### What is being asked
Leave the pictures out and transcribe every record exactly.
-- START The data --
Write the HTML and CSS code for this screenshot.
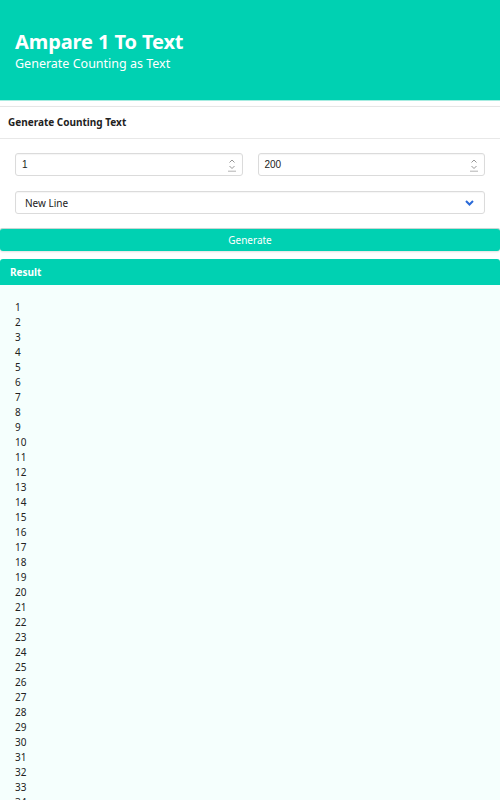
FILE: index.html
```html
<!DOCTYPE html>
<html>
<head>
<meta charset="utf-8">
<link rel="stylesheet" href="styles.css">
</head>
<body>
<section class="hero">
  <h1 class="title">Ampare 1 To Text</h1>
  <p class="subtitle">Generate Counting as Text</p>
</section>
<div class="card">
  <div class="card-header">Generate Counting Text</div>
  <div class="card-body">
    <div class="row">
      <div class="field">
        <span class="value">1</span>
        <svg class="spin" width="8" height="14" viewBox="0 0 8 14"><path d="M1.5 4.5 L4 2 L6.5 4.5" fill="none" stroke="#8a8a8a" stroke-width="0.9"/><path d="M1.5 8 L4 10.5 L6.5 8" fill="none" stroke="#8a8a8a" stroke-width="0.9"/><path d="M0 13.2 H8" stroke="#aaa" stroke-width="0.9"/></svg>
      </div>
      <div class="field">
        <span class="value">200</span>
        <svg class="spin" width="8" height="14" viewBox="0 0 8 14"><path d="M1.5 4.5 L4 2 L6.5 4.5" fill="none" stroke="#8a8a8a" stroke-width="0.9"/><path d="M1.5 8 L4 10.5 L6.5 8" fill="none" stroke="#8a8a8a" stroke-width="0.9"/><path d="M0 13.2 H8" stroke="#aaa" stroke-width="0.9"/></svg>
      </div>
    </div>
    <div class="field select">
      <span class="value sel">New Line</span>
      <svg width="9" height="6" viewBox="0 0 9 6"><path d="M1 1 L4.5 4.5 L8 1" fill="none" stroke="#2a6ad8" stroke-width="2"/></svg>
    </div>
  </div>
</div>
<button class="btn">Generate</button>
<div class="result">
  <div class="result-header">Result</div>
  <div class="result-body" id="out"></div>
</div>
<script>
var s = [];
for (var i = 1; i <= 34; i++) s.push('<div>' + i + '</div>');
document.getElementById('out').innerHTML = s.join('');
</script>
</body>
</html>
```
FILE: styles.css
```css
html, body {
  margin: 0;
  padding: 0;
  background: #fff;
  font-family: "Noto Sans", "Open Sans", sans-serif;
  overflow: hidden;
}
.hero {
  background: #00d1b2;
  height: 101px;
  box-sizing: border-box;
  padding: 29px 15px 0;
  color: #fff;
  border-bottom: 1px solid #a6ece0;
}
.title {
  margin: 0;
  font-size: 20px;
  line-height: 26px;
  font-weight: 700;
  letter-spacing: -0.1px;
}
.subtitle {
  margin: 1px 0 0;
  font-size: 12.5px;
  line-height: 16px;
  font-weight: 400;
}
.card {
  margin-top: 5px;
  border-top: 1px solid #e6e6e6;
  box-shadow: 0 1px 2px rgba(10,10,10,0.08);
}
.card-header {
  height: 31px;
  line-height: 31px;
  padding: 0 8px;
  font-size: 10px;
  font-weight: 700;
  color: #222;
  border-bottom: 1px solid #e8e8e8;
}
.card-body {
  padding: 14px 15px 14px;
  display: flex;
  flex-direction: column;
  gap: 15px;
}
.row {
  display: flex;
  gap: 15px;
}
.row .field { flex: 1; }
.field {
  height: 23px;
  box-sizing: border-box;
  border: 1px solid #dbdbdb;
  border-radius: 3px;
  display: flex;
  align-items: center;
  justify-content: space-between;
  padding: 0 6px 0 6px;
  box-shadow: inset 0 1px 1px rgba(10,10,10,0.04);
}
.value {
  font-family: "Liberation Sans", Arial, sans-serif;
  font-size: 10px;
  color: #222;
}
.value.sel {
  font-family: "Noto Sans", sans-serif;
  padding-left: 3px;
}
.select { padding-right: 10px; }
.spin { margin-top: 1px; }
.btn {
  display: block;
  width: 100%;
  margin: 0;
  height: 23px;
  border: none;
  border-top: 1px solid #c8d6d2;
  border-radius: 3px;
  background: #00d1b2;
  color: #fff;
  font-family: "Noto Sans", sans-serif;
  font-size: 10px;
  box-shadow: 0 1px 2px rgba(0,0,0,0.12);
  padding: 0;
}
.result {
  margin-top: 8px;
}
.result-header {
  background: #00d1b2;
  color: #fff;
  font-size: 10px;
  font-weight: 700;
  height: 26px;
  line-height: 26px;
  padding: 0 10px;
  border-radius: 3px 3px 0 0;
}
.result-body {
  background: #f5fffd;
  padding: 15px 15px 14px;
  font-size: 10px;
  line-height: 15px;
  color: #222;
  min-height: 600px;
}
```
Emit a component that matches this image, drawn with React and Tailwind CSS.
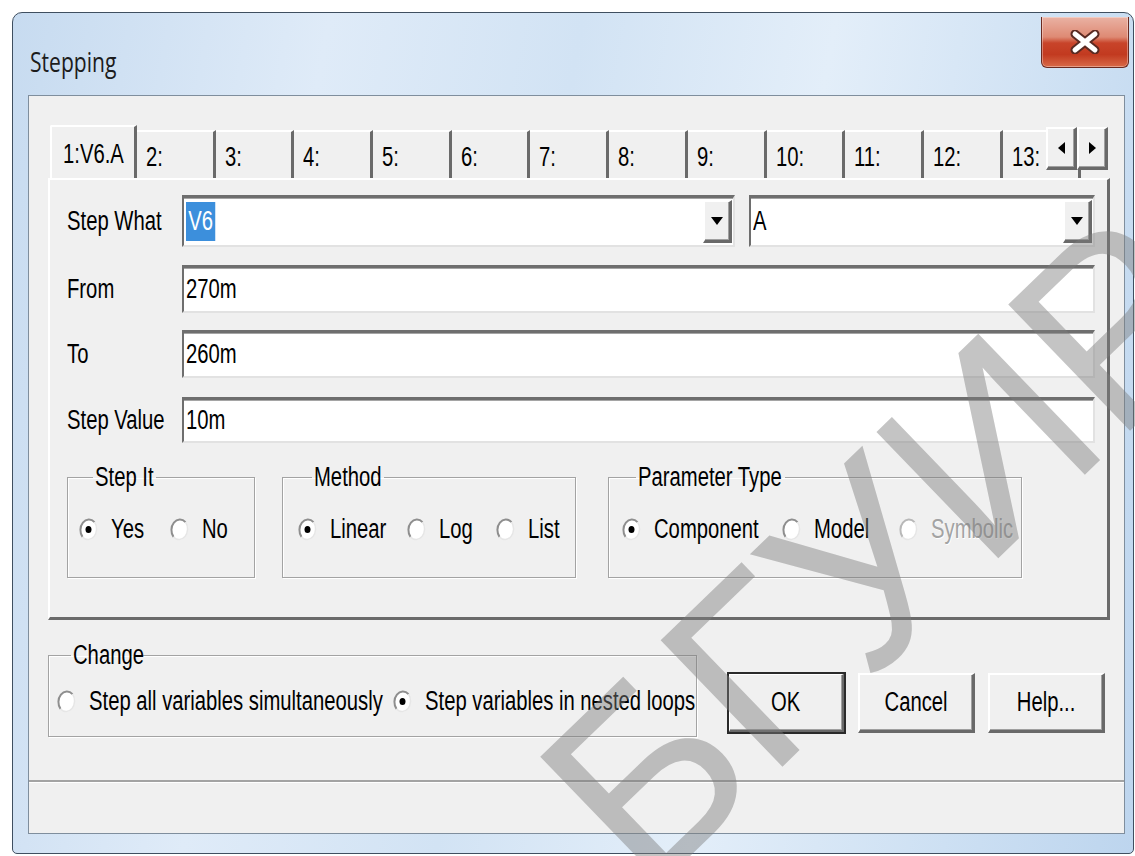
-- END The data --
### Result of the task
Write the HTML and CSS code for this screenshot.
FILE: index.html
```html
<!DOCTYPE html>
<html>
<head>
<meta charset="utf-8">
<link rel="stylesheet" href="styles.css">
</head>
<body>
<section class="hero">
  <h1 class="title">Ampare 1 To Text</h1>
  <p class="subtitle">Generate Counting as Text</p>
</section>
<div class="card">
  <div class="card-header">Generate Counting Text</div>
  <div class="card-body">
    <div class="row">
      <div class="field">
        <span class="value">1</span>
        <svg class="spin" width="8" height="14" viewBox="0 0 8 14"><path d="M1.5 4.5 L4 2 L6.5 4.5" fill="none" stroke="#8a8a8a" stroke-width="0.9"/><path d="M1.5 8 L4 10.5 L6.5 8" fill="none" stroke="#8a8a8a" stroke-width="0.9"/><path d="M0 13.2 H8" stroke="#aaa" stroke-width="0.9"/></svg>
      </div>
      <div class="field">
        <span class="value">200</span>
        <svg class="spin" width="8" height="14" viewBox="0 0 8 14"><path d="M1.5 4.5 L4 2 L6.5 4.5" fill="none" stroke="#8a8a8a" stroke-width="0.9"/><path d="M1.5 8 L4 10.5 L6.5 8" fill="none" stroke="#8a8a8a" stroke-width="0.9"/><path d="M0 13.2 H8" stroke="#aaa" stroke-width="0.9"/></svg>
      </div>
    </div>
    <div class="field select">
      <span class="value sel">New Line</span>
      <svg width="9" height="6" viewBox="0 0 9 6"><path d="M1 1 L4.5 4.5 L8 1" fill="none" stroke="#2a6ad8" stroke-width="2"/></svg>
    </div>
  </div>
</div>
<button class="btn">Generate</button>
<div class="result">
  <div class="result-header">Result</div>
  <div class="result-body" id="out"></div>
</div>
<script>
var s = [];
for (var i = 1; i <= 34; i++) s.push('<div>' + i + '</div>');
document.getElementById('out').innerHTML = s.join('');
</script>
</body>
</html>
```
FILE: styles.css
```css
html, body {
  margin: 0;
  padding: 0;
  background: #fff;
  font-family: "Noto Sans", "Open Sans", sans-serif;
  overflow: hidden;
}
.hero {
  background: #00d1b2;
  height: 101px;
  box-sizing: border-box;
  padding: 29px 15px 0;
  color: #fff;
  border-bottom: 1px solid #a6ece0;
}
.title {
  margin: 0;
  font-size: 20px;
  line-height: 26px;
  font-weight: 700;
  letter-spacing: -0.1px;
}
.subtitle {
  margin: 1px 0 0;
  font-size: 12.5px;
  line-height: 16px;
  font-weight: 400;
}
.card {
  margin-top: 5px;
  border-top: 1px solid #e6e6e6;
  box-shadow: 0 1px 2px rgba(10,10,10,0.08);
}
.card-header {
  height: 31px;
  line-height: 31px;
  padding: 0 8px;
  font-size: 10px;
  font-weight: 700;
  color: #222;
  border-bottom: 1px solid #e8e8e8;
}
.card-body {
  padding: 14px 15px 14px;
  display: flex;
  flex-direction: column;
  gap: 15px;
}
.row {
  display: flex;
  gap: 15px;
}
.row .field { flex: 1; }
.field {
  height: 23px;
  box-sizing: border-box;
  border: 1px solid #dbdbdb;
  border-radius: 3px;
  display: flex;
  align-items: center;
  justify-content: space-between;
  padding: 0 6px 0 6px;
  box-shadow: inset 0 1px 1px rgba(10,10,10,0.04);
}
.value {
  font-family: "Liberation Sans", Arial, sans-serif;
  font-size: 10px;
  color: #222;
}
.value.sel {
  font-family: "Noto Sans", sans-serif;
  padding-left: 3px;
}
.select { padding-right: 10px; }
.spin { margin-top: 1px; }
.btn {
  display: block;
  width: 100%;
  margin: 0;
  height: 23px;
  border: none;
  border-top: 1px solid #c8d6d2;
  border-radius: 3px;
  background: #00d1b2;
  color: #fff;
  font-family: "Noto Sans", sans-serif;
  font-size: 10px;
  box-shadow: 0 1px 2px rgba(0,0,0,0.12);
  padding: 0;
}
.result {
  margin-top: 8px;
}
.result-header {
  background: #00d1b2;
  color: #fff;
  font-size: 10px;
  font-weight: 700;
  height: 26px;
  line-height: 26px;
  padding: 0 10px;
  border-radius: 3px 3px 0 0;
}
.result-body {
  background: #f5fffd;
  padding: 15px 15px 14px;
  font-size: 10px;
  line-height: 15px;
  color: #222;
  min-height: 600px;
}
```
Emit a component that matches this image, drawn with React and Tailwind CSS.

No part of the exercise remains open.